For the past 5 years I have had conversations with several women trying to figure out most of the stuff that you already did and have posted on your website, there is something though, that I hear often from them, in your opinion what exactly do they mean when women say: “He makes me feel alive” ? Does this refer exclusively in a sexual context? or what specific men actions, make women say this?
Hi Amor,
“He makes me feel alive.” What a great way of describing a woman’s sexual attraction.
Every person is original and different in their own way. We are all unique. Each guy is unique and brings something special to an interaction. However, almost every guy ends up using the same exact stale, boring way of interacting with women. They act on their attraction in acceptable ways. Their attraction causes them to be submissive and docile around her. So even though he may be unique and interesting, his approach is not. So she gets bored and never gets to know him.
When a guy comes along who is unpredictable, dominant, and not bowled over by her, this all of a sudden is interesting to her. She’s left guessing what’s going to happen next. She’s on a new journey and she doesn’t know if the destination will be riches or ruin. Life is about the challenge, particularly challenges where the outcome is uncertain. Are you good enough for it? Will you overcome it? When you put a woman in this position, this makes her feel alive.
Eric
Great way to explain!
You said a couple of very interesting key word there: “unpredictable and dominant” unpredictable is something easy to simplify but I am not sure what you mean by dominant? what would be a good example?

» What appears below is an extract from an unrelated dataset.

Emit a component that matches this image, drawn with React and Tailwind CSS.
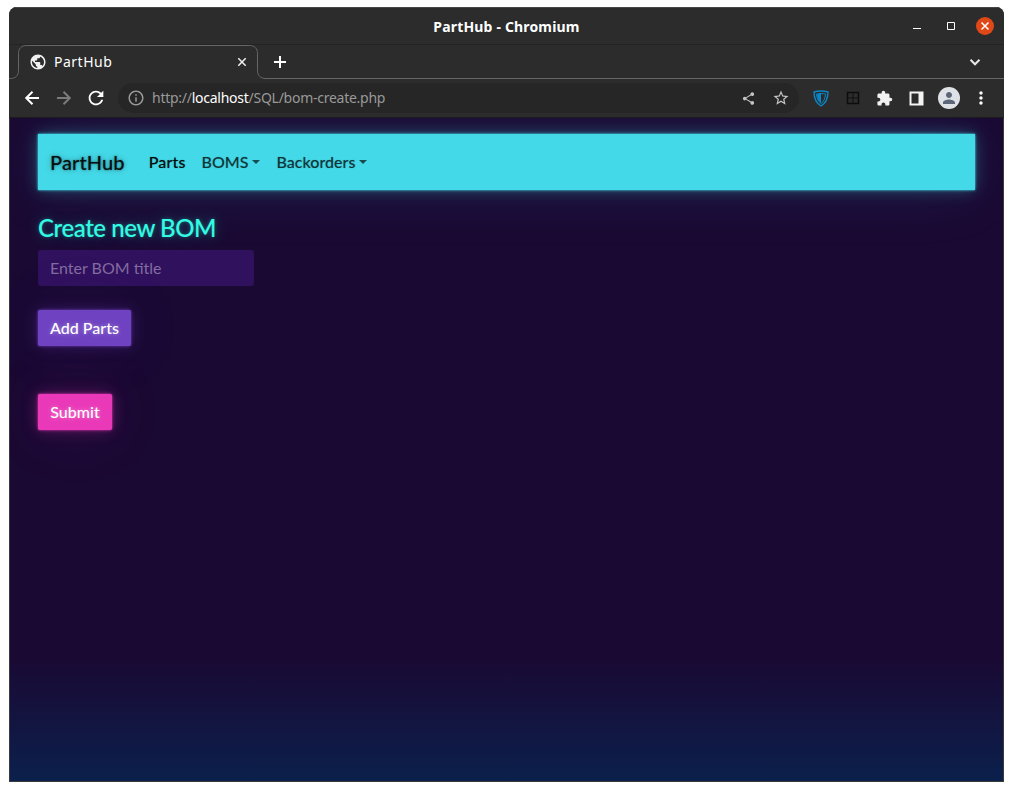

I have also ready many blogs written by women (Not feminist) I read them not to follow them obviously because that is what they THINK they want but that is not exactly what really moves their emotions, it did call my attention though that most of these blogs and female writers emphasize about “Romance” what is your approach on this? How can a man give romance without losing his “strong sexual appeal” and not becoming a wuss”?